This is an experiment that is being tested with a fraction of users primarily on beta releases (which Seth is on, as evidenced by the version number in his screenshots). We haven’t shipped it to everyone so that we can continue to iterate and incorporate feedback. I checked with the team about the “Finder Toolbar” drop down and it looks like it requires a restart of the Dropbox client in order to take affect — let us know if that doesn’t work.
This is not the first time that Dropbox ignores the system guidelines (or even permissions if the user explicitly disallowed Dropbox access to Accessibility features). Why are you ignoring the feedback concerning Dropbox' way of "hacking" itself into system areas like Finder?
On Windows, immediately adding Dropbox to 'Favourites', and the icon integration to show sync status is an awesome feature. It is invasive for Dropbox to hijack your icons and overlay a checkbox? Yup. But incredibly helpful in my opinion.
Maybe it isn't everyone's cup of tea, but the close integration with file browsers on multiple OSes is (was?) definitely one of the differentiating aspects of Dropbox, polarizing or not.
Seamless Finder integration is why I like Dropbox. Sure, this is an annoying bug, but I'd hate it if the stopped doing it.
To me, the Finder integration was straight up spooky, suggesting an extraordinarily high risk profile.
When my consulting gig was up, I uninstalled Dropbox precisely because of the Finder integration, and I have advocated against using Dropbox as a file-sharing solution in all subsequent consulting arrangements.
I've also avoided using it as part of my day job, even though some of my teammates used it.
It's clear that there is some diversity of opinions on this topic, but we already knew that.
To me, your datapoint shows that Dropbox is right to behave the way they do: in 2011 you thought it was high risk, they have kept with that behavior and yet nothing bad has happened. I'm unsure if that was your intention, but that is how it looks to me.
It is entirely unclear why you think this is particularly risky: If Dropbox can do it, then other malicious programs can too.
Dropbox's behavior creates no additional security risk, but increases the usability of their software.
If there really is a security problem here, then surely that is a problem with the OS, not Dropbox, and it is the OS that should be fixed?
To my mind, the security risk comes in having multiple points of connection in the local file system that are tightly bound to files on an external system.
In the case of inexperienced users (and even a few experienced ones), those points of entry could be scattered throughout the local file system. Consequently, these external files were effectively pipelines from systems all with unknown security profiles. This combined with the Finder integration troubled me enough to stop using Dropbox as soon as was practicable.
EDIT: Clarify meaning in first sentence. Correct plural. Split last sentence into two. Change tense.

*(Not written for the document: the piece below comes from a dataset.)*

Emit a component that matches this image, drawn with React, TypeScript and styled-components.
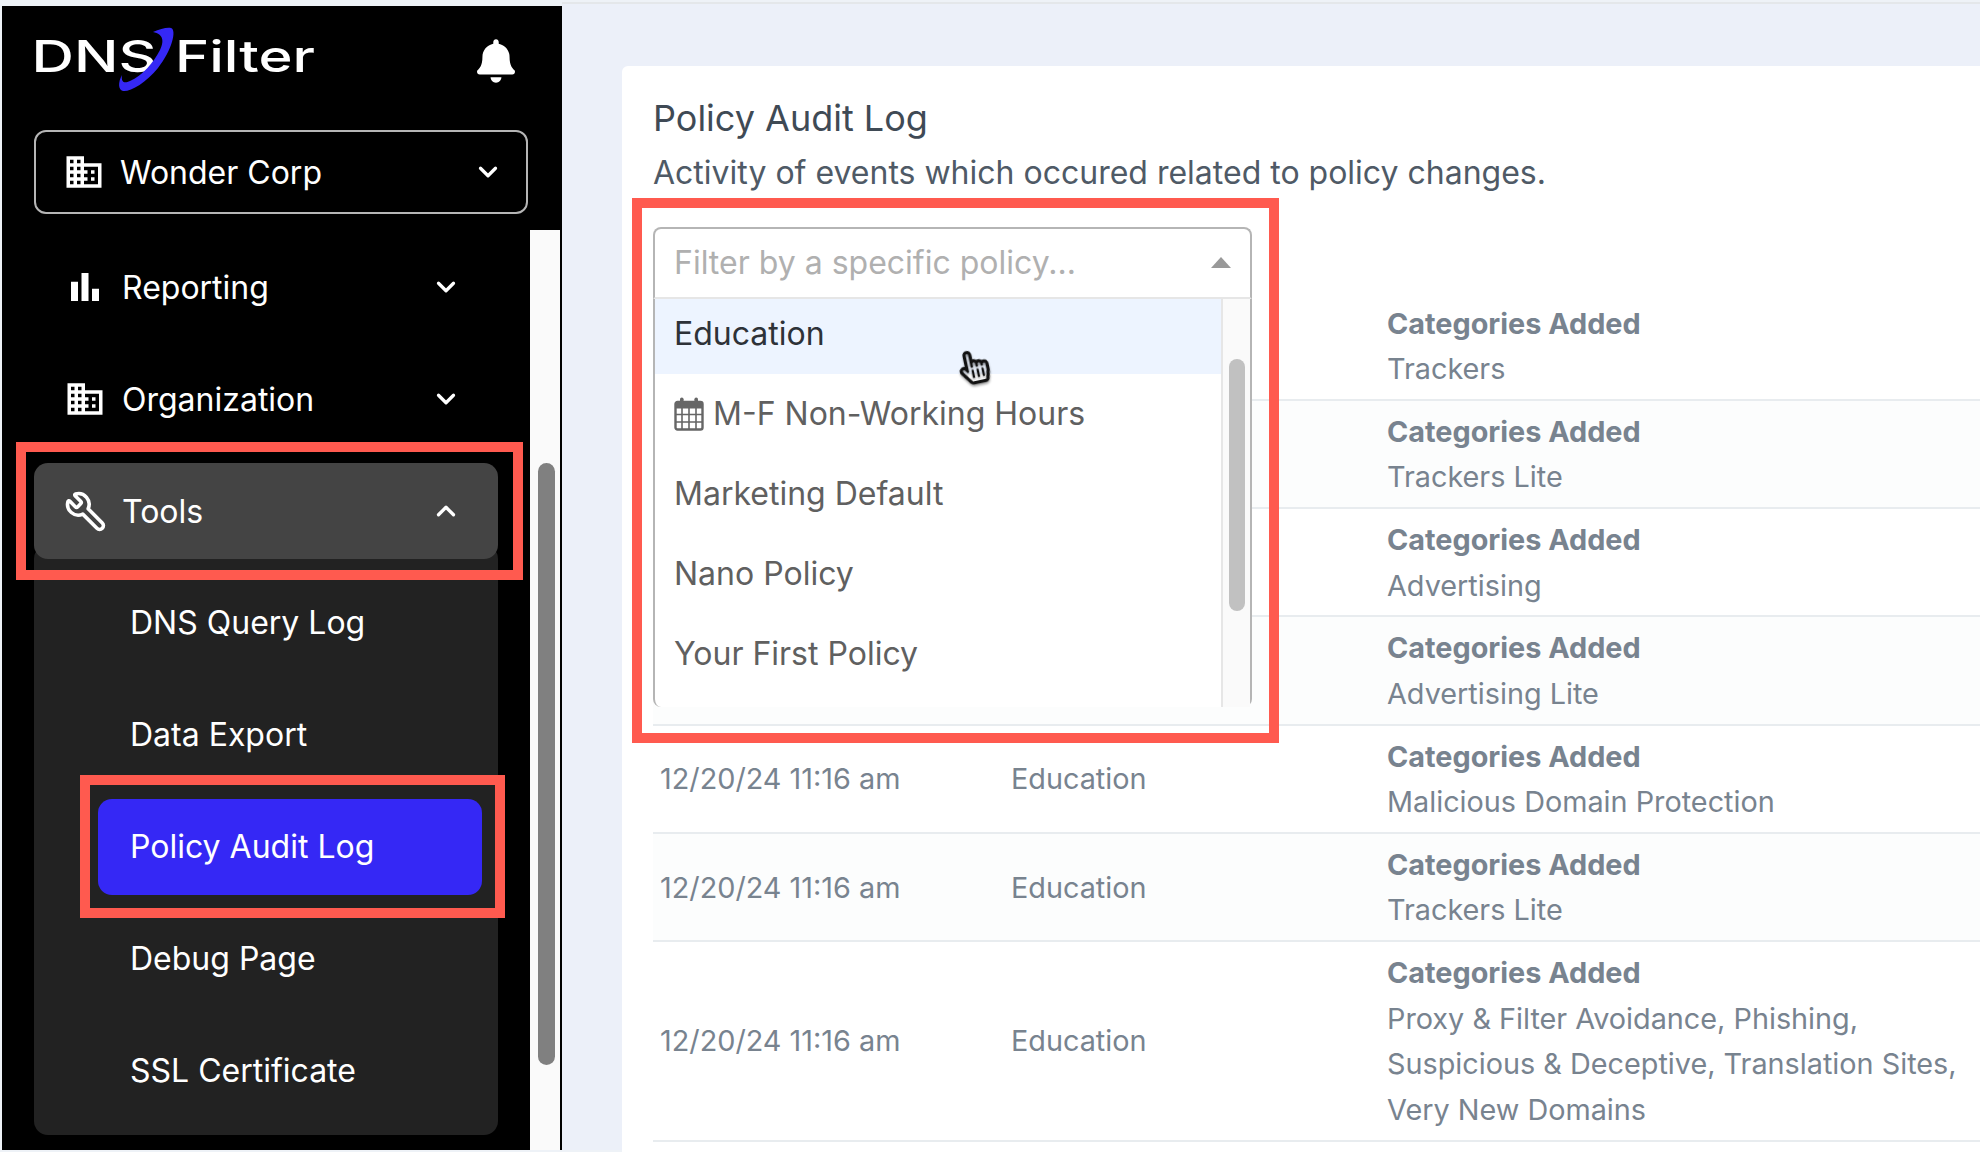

That's fine, but don't pretend it has anything to do with the finder integration. A more consistent position would be to praise that because it makes the other functionality more visible, reducing the security concerns.
I wasn't pretending but was, in fact, the victim of my own faulty rationalization.
That is, you're right that Finder integration has nothing to do with connections to potentially insecure systems.
By way of explanation: when I first saw the Finder badging, I intuitively understood the insecure nature of connecting my system to others. So, I conflated the two ideas in my head: "Finder integration is terrible", which of course is just plain wrong.
It was never my purpose to misrepresent my feelings. I wasn't "pretending". I simply tried to make rational something I only intuitively understood.
Good catch. Thank you.
You've also missed the point of the rant. It's not that this specific thing has bugs, is that it takes control and ignores the user's preferences.
My comment is based on that assumption.
Choosing to use beta software and then posting rants about something you don't like is a pretty shitty thing to do, especially without disclosing you are using a beta.
Edit: Also the language I used was a reference to the language in the authors post. I agree somewhat that was unnecessary, and I accept that I could have said the same thing different ways.
Edit: if you'd be willing to file a ticket here: https://www.dropbox.com/support/s/219/5481540/c/219 with "att. Of Luke" in the subject it'd really help us get to the bottom of this.
could you please start including proper changelogs in your release notes on the Dropbox forum?
Beta testing makes no sense when the changelog states "bug fixes and improvements". That's also a common complaint of the people in the forum, which you're ignoring completely.
The best you can get is 'I will forward this to the team', but usually there is a wall of silence.
Please Dropbox, fix this, listen to your most valuable asset, paying users!
When shit goes sideways, you have no idea what is broken. Logging also seems mostly non-existent, at least via macOS' Console app.
Shit went sideways around 9/23 for many people across different platforms. It was definitely on the service side, but status.dropbox.com reported no problems. At some point on 9/26, someone fixed it, but no one was notified. Most people eventually re-tried, for the 100th time, of unlinking and re-linking their account. No system logs showing problems and no reports from Dropbox.
If it wasn't such an established service, i.e. widely supported by applications, I'd have ditched it long ago.